The economy was already rolling over before this fiasco started. If the US Government could agree to a 700 billion dollar bailout for Wall Street in two days just think what they will come up for Main Street over the next two years . Steve Rattner, the highly-respected managing principal of the Quadrangle Group wrote in The Wall Street Journal last week, "And make no mistake, the crisis on Wall Street will spill over to Main Street. With the economy already continuing to soften, the inevitable further contraction of credit - as well as the ripple effect of so many lost financial-services jobs - may well tip us into a modest recession." Kenneth Rogoff, the former chief economist at the IMF, wrote an editorial in the Financial Times ("America will need a $1,000bn bail-out") just a day before the rescue package was announced where he ominously warns: "...at this juncture, there is every possibility that the credit crisis will radiate out into corporate, consumer and municipal debt. Regardless of the Fed and Treasury's most determined efforts, the political pressures for a much larger bail-out, and pressures from continued volatility in financial markets is going to be irresistible."

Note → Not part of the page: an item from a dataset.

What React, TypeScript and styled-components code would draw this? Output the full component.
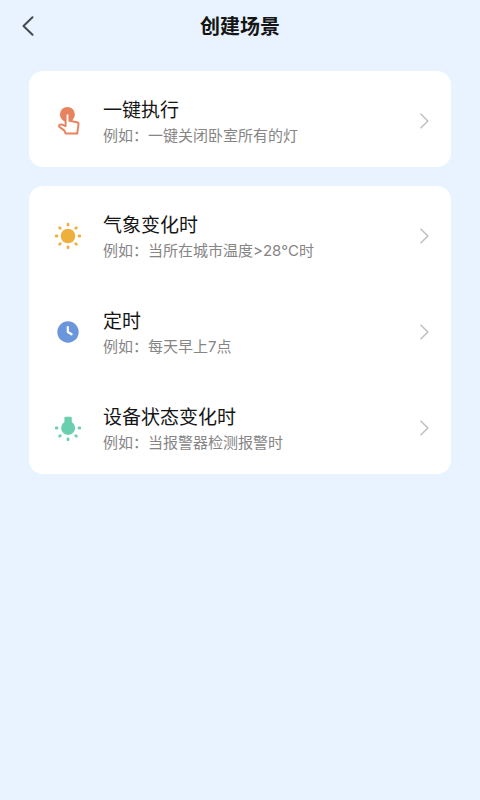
import React from "react";
import styled, { createGlobalStyle } from "styled-components";

const GlobalStyle = createGlobalStyle`
  *, *::before, *::after { box-sizing: border-box; }
  body {
    margin: 0;
    background: #e8f3ff;
    color: #151515;
    font-family: Inter, "Noto Sans CJK SC", sans-serif;
  }
  button { font: inherit; color: inherit; }
`;

const Page = styled.div`
  min-height: 100vh;
`;

const Header = styled.header`
  display: grid;
  grid-template-columns: 56px 1fr 56px;
  align-items: center;
  height: 51px;
`;

const BackButton = styled.button`
  display: flex;
  align-items: center;
  justify-content: center;
  height: 44px;
  padding: 0;
  border: 0;
  background: none;
  cursor: pointer;
`;

const Title = styled.h1`
  margin: 0;
  padding-top: 2px;
  text-align: center;
  font-size: 20px;
  line-height: 28px;
  font-weight: 700;
`;

const Main = styled.main`
  display: flex;
  flex-direction: column;
  gap: 19px;
  padding: 20px 29px;
`;

const Card = styled.section`
  overflow: hidden;
  border-radius: 14px;
  background: #fff;
`;

const Row = styled.button`
  display: flex;
  align-items: center;
  width: 100%;
  height: 96px;
  padding: 4px 20px 0 24px;
  border: 0;
  background: none;
  text-align: left;
  cursor: pointer;
`;

const IconSlot = styled.span`
  display: flex;
  flex: none;
  width: 50px;
  height: 30px;

  svg { display: block; }
`;

const RowText = styled.span`
  display: flex;
  flex: 1;
  flex-direction: column;
  min-width: 0;
  padding-top: 4px;
`;

const RowTitle = styled.span`
  font-size: 19px;
  line-height: 26px;
`;

const RowHint = styled.span`
  font-size: 15px;
  line-height: 24px;
  color: #858585;
`;

const TapIcon = () => (
  <svg width="30" height="30" viewBox="0 0 30 30" aria-hidden="true">
    <circle cx="14.4" cy="8.4" r="7.5" fill="#e8835f" />
    <path
      d="M12.6 9.2a1.9 1.9 0 0 1 3.8 0v5.6l7.6 1.5q1.7.4 1.5 2L24.200 27.600H12.700l-1.500-3.200-4.700-3.400q-1-.9-.2-1.900 1-1 3-.4l3.300 1.400z"
      fill="#fff"
      stroke="#e8835f"
      strokeWidth="2"
      strokeLinejoin="round"
    />
  </svg>
);

const Rays = ({ angles, color, cy }: { angles: number[]; color: string; cy: number }) => (
  <g stroke={color} strokeWidth="2.8" strokeLinecap="round">
    {angles.map((a) => (
      <path key={a} d={`M15 ${cy - 11}v-.8`} transform={`rotate(${a} 15 ${cy})`} />
    ))}
  </g>
);

const SunIcon = () => (
  <svg width="30" height="30" viewBox="0 0 30 30" aria-hidden="true">
    <circle cx="15" cy="15" r="7.3" fill="#edaf3e" />
    <Rays angles={[0, 45, 90, 135, 180, 225, 270, 315]} color="#edaf3e" cy={15} />
  </svg>
);

const ClockIcon = () => (
  <svg width="30" height="30" viewBox="0 0 30 30" aria-hidden="true">
    <circle cx="15" cy="15" r="10.7" fill="#6c96dc" />
    <path
      d="M14.8 10v5l3.800 2.300"
      fill="none"
      stroke="#fff"
      strokeWidth="2.2"
      strokeLinecap="round"
      strokeLinejoin="round"
    />
  </svg>
);

const BulbIcon = () => (
  <svg width="30" height="30" viewBox="0 0 30 30" aria-hidden="true">
    <path
      d="M12.600 3.800h5q1.200 0 1.200 1.200v4.100a7 7 0 1 1-7.400 0V5q0-1.200 1.200-1.200z"
      fill="#69cfaf"
    />
    <Rays angles={[90, 135, 180, 225, 270]} color="#69cfaf" cy={15} />
  </svg>
);

const BackIcon = () => (
  <svg width="12" height="20" viewBox="0 0 12 20" aria-hidden="true">
    <path
      d="M10.5 1.2 1.5 10l9 8.800"
      fill="none"
      stroke="#444a50"
      strokeWidth="2"
      strokeLinecap="round"
      strokeLinejoin="round"
    />
  </svg>
);

const Chevron = () => (
  <svg width="14" height="16" viewBox="0 0 14 16" aria-hidden="true">
    <path d="M3.5.8 10.8 8l-7.300 7.200" fill="none" stroke="#c0c0c0" strokeWidth="1.5" />
  </svg>
);

interface Scene {
  title: string;
  hint: string;
  icon: React.ReactNode;
}

const groups: Scene[][] = [
  [{ title: "一键执行", hint: "例如：一键关闭卧室所有的灯", icon: <TapIcon /> }],
  [
    { title: "气象变化时", hint: "例如：当所在城市温度>28°C时", icon: <SunIcon /> },
    { title: "定时", hint: "例如：每天早上7点", icon: <ClockIcon /> },
    { title: "设备状态变化时", hint: "例如：当报警器检测报警时", icon: <BulbIcon /> },
  ],
];

export default function App() {
  return (
    <Page lang="zh-CN">
      <GlobalStyle />
      <Header>
        <BackButton type="button" aria-label="返回">
          <BackIcon />
        </BackButton>
        <Title>创建场景</Title>
      </Header>
      <Main>
        {groups.map((scenes) => (
          <Card key={scenes[0].title}>
            {scenes.map((scene) => (
              <Row key={scene.title} type="button">
                <IconSlot>{scene.icon}</IconSlot>
                <RowText>
                  <RowTitle>{scene.title}</RowTitle>
                  <RowHint>{scene.hint}</RowHint>
                </RowText>
                <Chevron />
              </Row>
            ))}
          </Card>
        ))}
      </Main>
    </Page>
  );
}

And what comes after that is monetization. We aren't going to dig our way out of this one any other way. Citigroup analysts, John Hill and Graham Wark are calling the period we are entering "muddle-through and monetization." This is the best case and most likely scenario. The alternative is "gloom and doom." They write: "A more likely macro outcome involves slow-growth accompanied by monetization and socialization of derivative losses. Actions such as the US takeover of GSE/mortgage and insurance entities and lending/guarantees to derivatives-laden banks, replicated globally, are likely to act to the detriment of paper currencies relative to hard assets and gold." And they wrote this before the comprehensive bailout package was announced.

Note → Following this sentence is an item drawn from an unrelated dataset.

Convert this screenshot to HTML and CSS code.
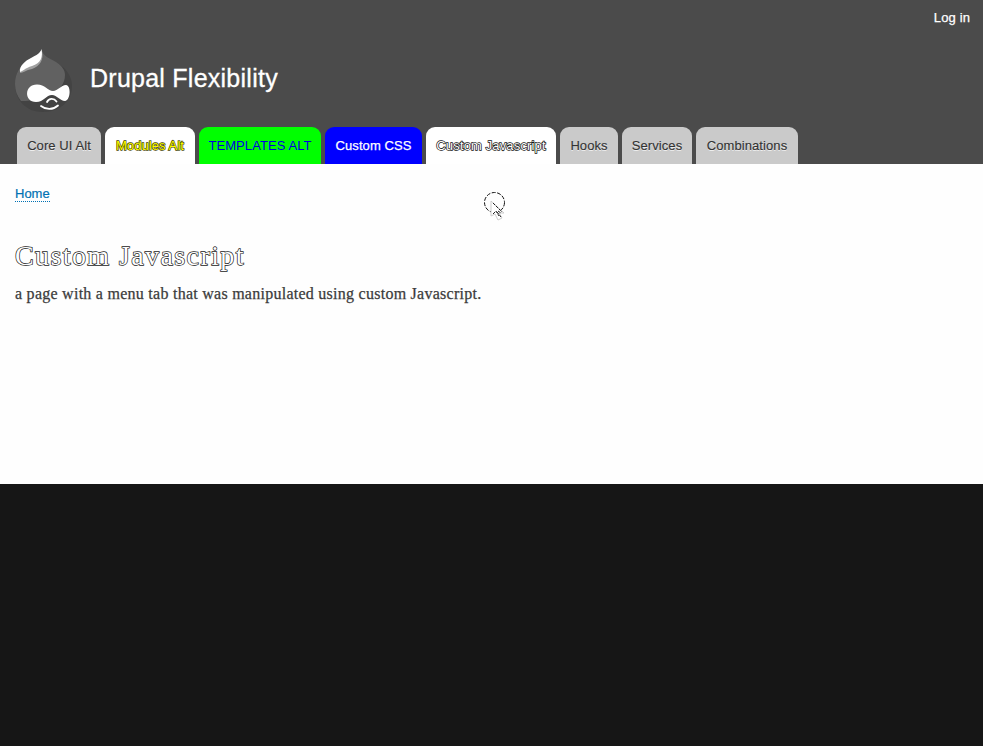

Influential investor and institutional advisor, Dennis Gartman, seconded the sentiment, quoted in a Bloomberg article ("Dennis Gartman 'Joining Gold Bugs on Outlook for Inflation") saying, "Gold tends to rally during inflationary cycles, and we see the Fed as embarking in precisely that sort of thing. The Fed shall have to buy Treasury securities from the dealers to make certain that very high-powered money is made available to them, and in the process, it shall reflate the economy.' Rogoff also envisions inflation on the horizon: "The shrinking financial system will also undermine another central foundation of the strength of the US economy. And it is hard to see how the central bank will be able to resist a period of allowing elevated levels of inflation, as this offers a convenient way for the US to deflate the mounting cost of its private and public debts."

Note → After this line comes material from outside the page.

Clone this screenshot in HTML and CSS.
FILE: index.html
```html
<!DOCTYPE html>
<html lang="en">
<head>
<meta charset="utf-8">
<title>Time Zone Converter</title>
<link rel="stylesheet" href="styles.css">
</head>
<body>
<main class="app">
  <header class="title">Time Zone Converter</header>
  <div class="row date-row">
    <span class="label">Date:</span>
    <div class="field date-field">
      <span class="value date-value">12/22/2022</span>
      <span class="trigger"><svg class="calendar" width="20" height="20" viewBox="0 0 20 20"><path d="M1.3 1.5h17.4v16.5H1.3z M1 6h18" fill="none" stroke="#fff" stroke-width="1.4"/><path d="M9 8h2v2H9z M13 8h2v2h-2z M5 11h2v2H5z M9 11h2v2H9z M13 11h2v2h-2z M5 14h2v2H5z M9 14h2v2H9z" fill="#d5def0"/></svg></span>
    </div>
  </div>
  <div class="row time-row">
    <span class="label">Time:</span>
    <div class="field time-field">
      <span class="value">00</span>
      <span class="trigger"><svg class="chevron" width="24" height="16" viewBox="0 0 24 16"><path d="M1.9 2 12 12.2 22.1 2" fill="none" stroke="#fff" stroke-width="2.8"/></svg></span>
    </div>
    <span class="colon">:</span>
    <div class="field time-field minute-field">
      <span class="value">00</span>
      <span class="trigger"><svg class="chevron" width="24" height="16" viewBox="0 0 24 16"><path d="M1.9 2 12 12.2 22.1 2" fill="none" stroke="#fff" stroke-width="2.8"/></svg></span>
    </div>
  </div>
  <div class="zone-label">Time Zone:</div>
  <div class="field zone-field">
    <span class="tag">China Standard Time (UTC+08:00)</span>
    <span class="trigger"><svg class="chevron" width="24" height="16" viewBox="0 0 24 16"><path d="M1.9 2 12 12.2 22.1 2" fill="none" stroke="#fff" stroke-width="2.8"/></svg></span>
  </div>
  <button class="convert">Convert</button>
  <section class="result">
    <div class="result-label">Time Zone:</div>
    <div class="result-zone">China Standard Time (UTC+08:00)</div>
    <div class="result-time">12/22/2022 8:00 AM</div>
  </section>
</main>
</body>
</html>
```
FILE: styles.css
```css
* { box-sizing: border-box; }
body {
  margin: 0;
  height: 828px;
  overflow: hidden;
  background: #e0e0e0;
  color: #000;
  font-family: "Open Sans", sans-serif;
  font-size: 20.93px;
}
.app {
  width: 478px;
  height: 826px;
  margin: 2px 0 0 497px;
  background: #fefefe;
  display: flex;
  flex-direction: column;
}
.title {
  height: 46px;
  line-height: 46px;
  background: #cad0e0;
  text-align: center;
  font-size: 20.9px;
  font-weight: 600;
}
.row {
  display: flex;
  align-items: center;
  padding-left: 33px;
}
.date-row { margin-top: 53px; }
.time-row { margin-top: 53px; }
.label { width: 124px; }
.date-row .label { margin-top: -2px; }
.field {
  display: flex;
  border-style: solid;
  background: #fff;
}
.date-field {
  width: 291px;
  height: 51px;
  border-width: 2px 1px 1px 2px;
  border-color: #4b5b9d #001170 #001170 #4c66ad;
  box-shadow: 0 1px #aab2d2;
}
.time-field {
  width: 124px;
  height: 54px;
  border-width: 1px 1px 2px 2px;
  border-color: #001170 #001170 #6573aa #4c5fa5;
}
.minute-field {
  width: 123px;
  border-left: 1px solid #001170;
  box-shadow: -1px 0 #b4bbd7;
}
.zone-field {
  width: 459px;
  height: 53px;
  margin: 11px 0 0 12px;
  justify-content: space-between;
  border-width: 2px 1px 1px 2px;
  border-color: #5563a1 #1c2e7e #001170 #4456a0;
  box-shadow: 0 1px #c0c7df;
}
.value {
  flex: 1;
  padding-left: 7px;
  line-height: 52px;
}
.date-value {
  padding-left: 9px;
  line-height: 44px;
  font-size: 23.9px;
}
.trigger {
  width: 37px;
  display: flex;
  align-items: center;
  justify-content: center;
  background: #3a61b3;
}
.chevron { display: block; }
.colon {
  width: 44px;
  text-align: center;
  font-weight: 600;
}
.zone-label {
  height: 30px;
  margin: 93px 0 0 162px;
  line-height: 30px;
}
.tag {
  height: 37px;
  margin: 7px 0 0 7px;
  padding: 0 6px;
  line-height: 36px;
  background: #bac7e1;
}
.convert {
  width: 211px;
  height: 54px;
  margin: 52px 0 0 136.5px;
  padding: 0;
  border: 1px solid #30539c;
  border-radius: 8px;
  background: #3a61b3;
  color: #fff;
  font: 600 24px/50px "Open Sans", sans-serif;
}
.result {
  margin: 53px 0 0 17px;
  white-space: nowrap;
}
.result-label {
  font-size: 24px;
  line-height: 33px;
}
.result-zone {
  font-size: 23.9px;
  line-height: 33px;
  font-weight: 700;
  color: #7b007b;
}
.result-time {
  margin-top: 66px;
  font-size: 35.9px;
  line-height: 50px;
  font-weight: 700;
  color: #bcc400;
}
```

Felix Zulauf, founder of Zulauf Asset Management and long-time contributor to the "Barron's Roundtable" in this week's interview section of Barron's notes that "the level of Treasury paper on the Fed's balance sheet has now reached such a low point that it cannot expand more without really monetizing debt." He goes on, "You can't stop this [downturn] or turn it around without going to monetization, a step the central bank hesitates to make. But eventually the developments will force the Fed to do it."
Zulauf has an outstanding track record -- probably the best of the ten or so who participate in the roundtable. Most of the others tend to represent more 'mainstream' thought. The coming debate among the pundits set to dominate the airwaves of financial TV over the next year or so will be whether or not the Fed will be forced to monetize. The same congenital optimists who have been incorrectly calling market bottoms, telling us that the worst for the financial firms is behind us, and that the 'economy' is merely stumbling, will passionately make the argument that talk of monetization is crazy.
After the last three years, these guys (and much of the mainstream) should have very little credibility. Yet many of them are still selected to host the financial TV shows with the largest audiences. That is scary. Why would you listen to them? They have been mostly wrong for the last decade. In addition to the credit crunch and the collapse of our financial institutions, most of them missed the housing bubble, and almost all of them missed the bull market in commodities. They have been on the wrong side of almost every secular trend this decade. Do yourself a favor -- listen to strategists and managers who were on the right side of these movements. They are out there, and are occasionally featured on the programs.
And as far as our government officials go, you know that they are going to emphatically try to suppress any talk of monetization, decrying it as "silly." Of course, they are the ones who have been errantly reassuring us that housing prices had stabilized, the economy is strong, the credit markets would not freeze up, there would be no need to save other financial institutions, and the list goes on. Even if they are correct this time, you would be foolish to place any trust in a group with a track record like that. To the contrary, it would be more reasonable to think that they will not succeed in preventing monetization. It looks like the market may now be looking to discount the prospects for monetization and higher inflation.
It appears that another pivot point might have been reached on September 15. The "long deflation, long dollar, long US Stocks/short commodities and hard assets" trade that began on July 15 seems to have reversed. The pivots in the oscillations between inflation and deflation tend to be swift and vicious. The deflationists might be lining up to go the investment guillotine this time around. The US dollar failed to poke through the "80-level" where it encountered massive resistance. It will be difficult for gold not to stage an impressive rally from where we are today. A little over a week ago, it felt like we were caught in the vice grips of inescapable deflation. In one fell swoop, the "Paulson Plan", certain to only grow in size and scope from here, has completely reversed the landscape to an inflationary/stagflationary one. Prices go up and growth goes down.
The bottom line is that as the relief we have survived another crisis and the threat of annihilation wears off, the reality of negative impact all of this is going to have on an already weakening world economy is going to sink in. Psychology is going to turn sharply negative quickly. Here, I don't mean the monthly indicators which measure sentiment and are prone to bounce all over the place. Rather, I am referring to the long-tem psychology and the recognition that deleveraging is not an event, but rather a painful process that is going to be with us for years. Hope will turn to despair and this will have the effect of exacerbating the negative feedback loops which are now ramping up to work full throttle. This is what comes next.